The OBR’s assessment states: “Rising prices erode real wages and reduce living standards by 7% overall in the two financial years to 2023-24 (erasing out the growth of the previous eight years), despite more than 100 billion pounds of additional government support.

“The squeeze on real incomes, rising interest rates and falling house prices are all weighing on consumption and investment, plunging the economy into a recession that will last just over a year from the third quarter of 2022, with a peak-to-trough decline in GDP of 2 per cent.

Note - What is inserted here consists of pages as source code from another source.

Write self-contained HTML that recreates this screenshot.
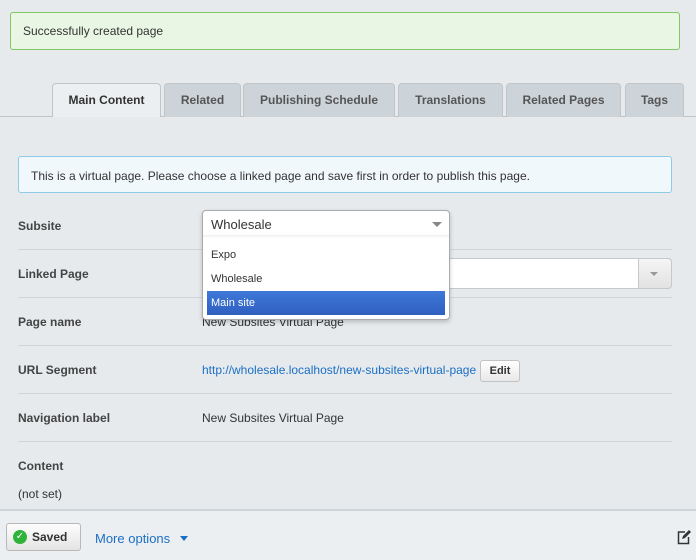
<!DOCTYPE html>
<html><head><style>
*{box-sizing:border-box;margin:0;padding:0}
body{width:696px;height:560px;background:#e6eaed;font-family:"Liberation Sans",Arial,sans-serif;font-size:12px;color:#333;position:relative;overflow:hidden}
.a{position:absolute}
.tab{position:absolute;top:83px;height:34px;border:1px solid #c0c5c9;border-bottom:none;border-radius:4px 4px 0 0;background:#cdd4d9;font-weight:bold;font-size:12px;color:#555;text-align:center;line-height:32px}
.lbl{position:absolute;left:18px;font-weight:bold;font-size:12px;color:#444}
.sep{position:absolute;left:0;width:672px;height:1px;background:#d2d6d9}
</style></head><body>
<div class="a" style="left:10px;top:12px;width:670px;height:38px;background:#e9f6e4;border:1px solid #7fc864;border-radius:3px;padding:11px 0 0 12px;color:#333">Successfully created page</div>
<div class="a" style="left:0;top:116px;width:696px;height:1px;background:#c0c5c9"></div>
<div class="tab" style="left:52px;width:109px;background:#eceff1;color:#333;height:35px">Main Content</div>
<div class="tab" style="left:164px;width:77px">Related</div>
<div class="tab" style="left:243px;width:152px">Publishing Schedule</div>
<div class="tab" style="left:398px;width:105px">Translations</div>
<div class="tab" style="left:506px;width:115px">Related Pages</div>
<div class="tab" style="left:625px;width:59px">Tags</div>
<div class="a" style="left:0;top:117px;width:696px;height:393px;background:#e6eaed"></div>
<div class="a" style="left:18px;top:156px;width:654px;height:37px;background:#f1f8fc;border:1px solid #8fcbe6;border-radius:3px;padding:12px 0 0 12px">This is a virtual page. Please choose a linked page and save first in order to publish this page.</div>
<div class="lbl" style="top:219px">Subsite</div>
<div class="sep" style="top:249px;left:18px;width:654px"></div>
<div class="lbl" style="top:267px">Linked Page</div>
<div class="a" style="left:440px;top:258px;width:232px;height:31px;background:#fff;border:1px solid #c5c9cc;border-radius:0 4px 4px 0"></div>
<div class="a" style="left:638px;top:258px;width:34px;height:31px;background:linear-gradient(#f5f5f5,#e2e2e2);border:1px solid #c5c9cc;border-radius:0 4px 4px 0"></div>
<div class="a" style="left:650px;top:272px;border-left:4px solid transparent;border-right:4px solid transparent;border-top:4px solid #999"></div>
<div class="sep" style="top:297px;left:18px;width:654px"></div>
<div class="lbl" style="top:315px">Page name</div>
<div class="a" style="left:202px;top:315px">New Subsites Virtual Page</div>
<div class="sep" style="top:345px;left:18px;width:654px"></div>
<div class="lbl" style="top:363px">URL Segment</div>
<div class="a" style="left:202px;top:363px;color:#1b6fc4">http://wholesale.localhost/new-subsites-virtual-page</div>
<div class="a" style="left:480px;top:360px;width:40px;height:22px;background:linear-gradient(#fff,#e8e8e8);border:1px solid #c2c2c2;border-radius:3px;font-weight:bold;font-size:11px;text-align:center;line-height:20px">Edit</div>
<div class="sep" style="top:393px;left:18px;width:654px"></div>
<div class="lbl" style="top:411px">Navigation label</div>
<div class="a" style="left:202px;top:411px">New Subsites Virtual Page</div>
<div class="sep" style="top:441px;left:18px;width:654px"></div>
<div class="lbl" style="top:459px">Content</div>
<div class="a" style="left:18px;top:487px">(not set)</div>
<!-- dropdown -->
<div class="a" style="left:202px;top:210px;width:248px;height:110px;background:#fff;border:1px solid #aaa;border-radius:4px;box-shadow:0 2px 5px rgba(0,0,0,.2)"></div>
<div class="a" style="left:211px;top:217px;font-size:13px">Wholesale</div>
<div class="a" style="left:432px;top:222px;border-left:5px solid transparent;border-right:5px solid transparent;border-top:5px solid #888"></div>
<div class="a" style="left:203px;top:235px;width:246px;height:3px;background:linear-gradient(#eee,#fff)"></div>
<div class="a" style="left:211px;top:249px;font-size:11px">Expo</div>
<div class="a" style="left:211px;top:273px;font-size:11px">Wholesale</div>
<div class="a" style="left:207px;top:291px;width:238px;height:24px;background:linear-gradient(#3f79d8,#2f5fbf);color:#fff;font-size:11px;padding:6px 0 0 4px">Main site</div>
<!-- footer -->
<div class="a" style="left:0;top:509px;width:696px;height:2px;background:#cfd4d8"></div>
<div class="a" style="left:0;top:511px;width:696px;height:49px;background:#eceff2"></div>
<div class="a" style="left:6px;top:523px;width:75px;height:28px;background:linear-gradient(#fdfdfd,#e4e4e4);border:1px solid #b8b8b8;border-radius:3px"></div>
<div class="a" style="left:13px;top:530px;width:14px;height:14px;border-radius:50%;background:#2fb33a;color:#fff;font-size:10px;text-align:center;line-height:14px">✓</div>
<div class="a" style="left:32px;top:530px;font-weight:bold;font-size:12px;color:#333">Saved</div>
<div class="a" style="left:95px;top:531px;color:#1b6fc4;font-size:13px">More options</div>
<div class="a" style="left:180px;top:536px;border-left:4px solid transparent;border-right:4px solid transparent;border-top:5px solid #1b6fc4"></div>
<svg class="a" style="left:677px;top:529px" width="14" height="16" viewBox="0 0 14 16"><path d="M8 3H1.5v11.5h10V8" fill="none" stroke="#333" stroke-width="1.5"/><path d="M5 10l1-3 6-6 2 2-6 6z" fill="#333"/></svg>
</body></html>
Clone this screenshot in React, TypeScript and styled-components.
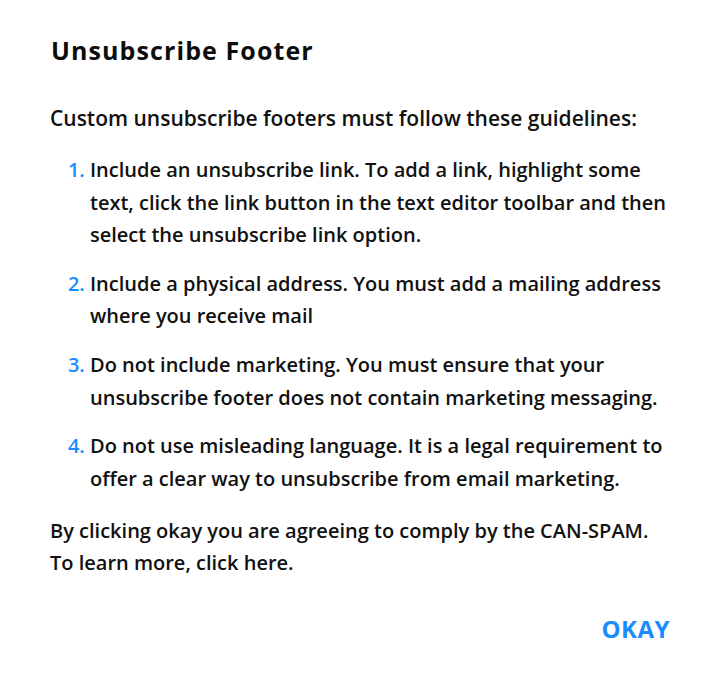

“Unemployment increases by 505,000 from 3.5% to a peak of 4.9% in the third quarter of 2024”.

Mr Hunt was setting out a package of £30bn in spending cuts and £24bn in tax increases over the next five years.

His package is in stark contrast to his predecessor Kwasi Kwarteng’s ill-fated plan for £45bn in tax cuts less than two months ago, which spooked markets, drove up the cost of borrowing and contributed to a fall in the Liz Truss short lived administration.

Mr Hunt said: “I understand my predecessor’s mini-budget motivation and he was right to identify growth as a priority. But unfunded tax cuts are just as risky as unfunded spending.”